Bu sebeple Efendimiz (s) gece namazını ısrarla tavsiye eder: “Birbirinize selâm verin, akrabanızı gözetin, yemek yedirin, gece insanlar uyurken namaz kılın ki selâmetle Cennete girin.” (Tirmizî, Et’ime 45)

“Ey Meryem! Rabbin için divan dur. Secde et ve rükû edenlerle beraber rükû et.” (Âl-i İmran 43) emri üzerine Hz. Meryem’in ayakları şişinceye kadar kıyam ederek namaz kıldığı rivayet edilir (Taberi Tefsiri).

Hz. Meryem’in (a.s) kıldığı gibi kılınması gereken huşu dolu namazların güzelliğini Hz. Ebu Bekir (r.a) şöyle vurgular: “İffet fakirliğin, şükür nimetin, sabır belanın, hilm ilmin, tevazu talebenin, çok ağlamak takvanın, iyiliği başa kakmamak ihsanın, huşû namazın süsüdür.” (Münebbihât)

Hz. Osman (r.a); namaza devam edeni bekleyen nimetleri sıralar: ‘Allah onu sever, melekler korur, kalbi yumuşar, bedeni sağlıklı olur, evine bereket iner, ateşten kurtulur, cennete girer.’ (Münebbihât)

Bilmeliyiz ki, Yüce Rabbimiz (c.c): “İman edip salih ameller işleyenlerin kötülüklerini muhakkak örteceğiz ve onlara yaptıklarının en güzeliyle karşılık vereceğiz.” (Ankebut, 7) buyurmuştur.

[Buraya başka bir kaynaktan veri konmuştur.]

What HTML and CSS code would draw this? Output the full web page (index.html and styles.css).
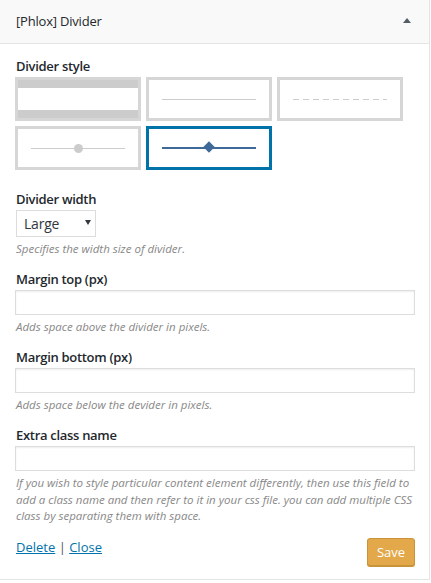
FILE: index.html
```html
<!DOCTYPE html>
<html>
<head>
<meta charset="utf-8">
<link rel="stylesheet" href="styles.css">
</head>
<body>
<div class="panel">
  <div class="header">
    <span class="title">[Phlox] Divider</span>
    <span class="toggle"></span>
  </div>
  <div class="content">
    <div class="field style-field">
      <div class="label">Divider style</div>
      <div class="styles">
        <div class="opt"><div class="p-bars"></div></div>
        <div class="opt"><div class="p-line"></div></div>
        <div class="opt"><div class="p-dash"></div></div>
        <div class="opt"><div class="p-line p-dot"></div></div>
        <div class="opt sel"><div class="p-line p-diamond"></div></div>
      </div>
    </div>
    <div class="field">
      <div class="label">Divider width</div>
      <div class="select"><span>Large</span><span class="caret"></span></div>
      <div class="desc">Specifies the width size of divider.</div>
    </div>
    <div class="field">
      <div class="label">Margin top (px)</div>
      <div class="input"></div>
      <div class="desc">Adds space above the divider in pixels.</div>
    </div>
    <div class="field">
      <div class="label">Margin bottom (px)</div>
      <div class="input"></div>
      <div class="desc">Adds space below the devider in pixels.</div>
    </div>
    <div class="field">
      <div class="label">Extra class name</div>
      <div class="input"></div>
      <div class="desc long">If you wish to style particular content element differently, then use this field to add a class name and then refer to it in your css file. you can add multiple CSS class by separating them with space.</div>
    </div>
    <div class="footer">
      <div class="links"><a href="#">Delete</a> | <a href="#">Close</a></div>
      <button class="save">Save</button>
    </div>
  </div>
</div>
</body>
</html>
```
FILE: styles.css
```css
* { box-sizing: border-box; }
html, body { margin: 0; padding: 0; background: #fff; }
body {
  font-family: "Open Sans", "Noto Sans", sans-serif;
  font-size: 13px;
  color: #23282d;
}
.panel {
  width: 430px;
  border-right: 1px solid #e5e5e5;
  border-bottom: 1px solid #e5e5e5;
}
.header {
  height: 44px;
  background: #f9f9f9;
  border-bottom: 1px solid #e5e5e5;
  display: flex;
  align-items: center;
  justify-content: space-between;
  padding: 0 18px 1px 16px;
}
.title { font-size: 13px; letter-spacing: -0.2px; color: #23282d; }
.toggle {
  width: 0; height: 0;
  border-left: 4px solid transparent;
  border-right: 4px solid transparent;
  border-bottom: 5px solid #555d66;
  margin-top: -2px;
}
.content { padding: 13px 14px 13px 15px; }
.field { margin-bottom: 13px; }
.field.style-field { margin-bottom: 20px; }
.label {
  font-weight: 600;
  line-height: 18px;
  margin-bottom: 2px;
  padding-left: 1px;
  letter-spacing: -0.3px;
}
.styles {
  display: grid;
  grid-template-columns: repeat(3, 126px);
  grid-auto-rows: 44px;
  gap: 5px;
}
.opt {
  border: 3px solid #d6d6d6;
  display: flex;
  align-items: center;
  justify-content: center;
  position: relative;
}
.opt.sel { border-color: #0073aa; }
.p-bars {
  align-self: stretch;
  width: 100%;
  border-top: 8px solid #cccccc;
  border-bottom: 8px solid #cccccc;
}
.p-line {
  width: 94px;
  height: 1px;
  background: #cccccc;
  position: relative;
}
.p-dash {
  width: 94px;
  height: 1px;
  background: repeating-linear-gradient(90deg, #cccccc 0 6px, transparent 6px 10px);
}
.p-dot::after {
  content: "";
  position: absolute;
  left: 43px;
  top: -4px;
  width: 9px;
  height: 9px;
  border-radius: 50%;
  background: #cccccc;
}
.p-diamond { background: #3d6a99; height: 1.5px; }
.p-diamond::after {
  content: "";
  position: absolute;
  left: 43px;
  top: -4px;
  width: 8px;
  height: 8px;
  background: #3d6a99;
  transform: rotate(45deg);
}
.select {
  width: 80px;
  height: 27px;
  margin-left: 1px;
  margin-top: 1px;
  border: 1px solid #dddddd;
  display: flex;
  align-items: center;
  justify-content: space-between;
  padding: 0 4px 0 7px;
  font-size: 14px;
  color: #32373c;
  letter-spacing: -0.2px;
}
.caret {
  width: 0; height: 0;
  border-left: 3px solid transparent;
  border-right: 3px solid transparent;
  border-top: 5px solid #32373c;
  margin-top: -2px;
}
.input {
  width: 400px;
  height: 25px;
  border: 1px solid #dddddd;
  box-shadow: inset 0 1px 2px rgba(0,0,0,0.07);
}
.desc {
  margin-top: 4px;
  font-style: italic;
  font-size: 11.5px;
  line-height: 16px;
  color: #888;
  padding-left: 1px;
}
.desc.long { line-height: 16.5px; }
.footer {
  display: flex;
  justify-content: space-between;
  align-items: flex-start;
}
.links { line-height: 18px; padding-left: 1px; color: #555; }
.links a { color: #0073aa; text-decoration: underline; }
.save {
  height: 28px;
  width: 48px;
  padding: 0;
  font-family: inherit;
  font-size: 13px;
  color: #fff;
  background: #e2a84a;
  border: 1px solid #c9933a;
  border-radius: 3px;
  box-shadow: 0 1px 0 #c9933a;
}
```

Ramazan ayında Allah için ve huşu ile ifa ettiğimiz namaz, oruç, infak zikir gibi ibadetlerle öylesine terbiye olmalıyız ki; insanı Rabbinden ve insanlıktan uzaklaştıran bütün kötülüklerden kurtulmalıyız. Allah’ın Hz. Musa’ya bildirdiği rivayet edilen şu üç ana hata (kibir, haset, hırs) ve bunlardan doğan altı hata (tokluk, uyku, rahatlık, mal sevgisi, övülme, liderlik sevdası) (Münebbihât) kötülüklerin birkaçıdır.

O halde, Efendimizin öğrettiği; “Allah’ım! Senden hidayet, takva, iffet ve gönül zenginliği isterim” (Müslim, Zikr 72) duasını Ramazan ayında da Ramazan ayından sonra da dilimizden düşürmemeliyiz.

Unutmamalıyız ki: “Allah’ın verdiği rızkı yiyip şükretmeyen, Allah’ın taksimatına razı olmayan, ölülerini gömüp ibret almayanın, tevbe ederim ümidiyle günah işleyen, ilim öğrenip onunla amel etmeyen, amel ettiğinde ihlaslı olmayanların kalbi fesada uğrar” (Hasan Basri, Münebbihât). Allah muhafaza!

Ve ümmet olarak yaşadığımız kaostan kurtulmak için Ashab-ı Kehf’in duasını daha sık yapmalıyız: “Rabbimiz, bize katından bir rahmet ver ve şu işimizden bir çıkış yolu hazırla!” (Kehf, 10) Âmin! Âmin!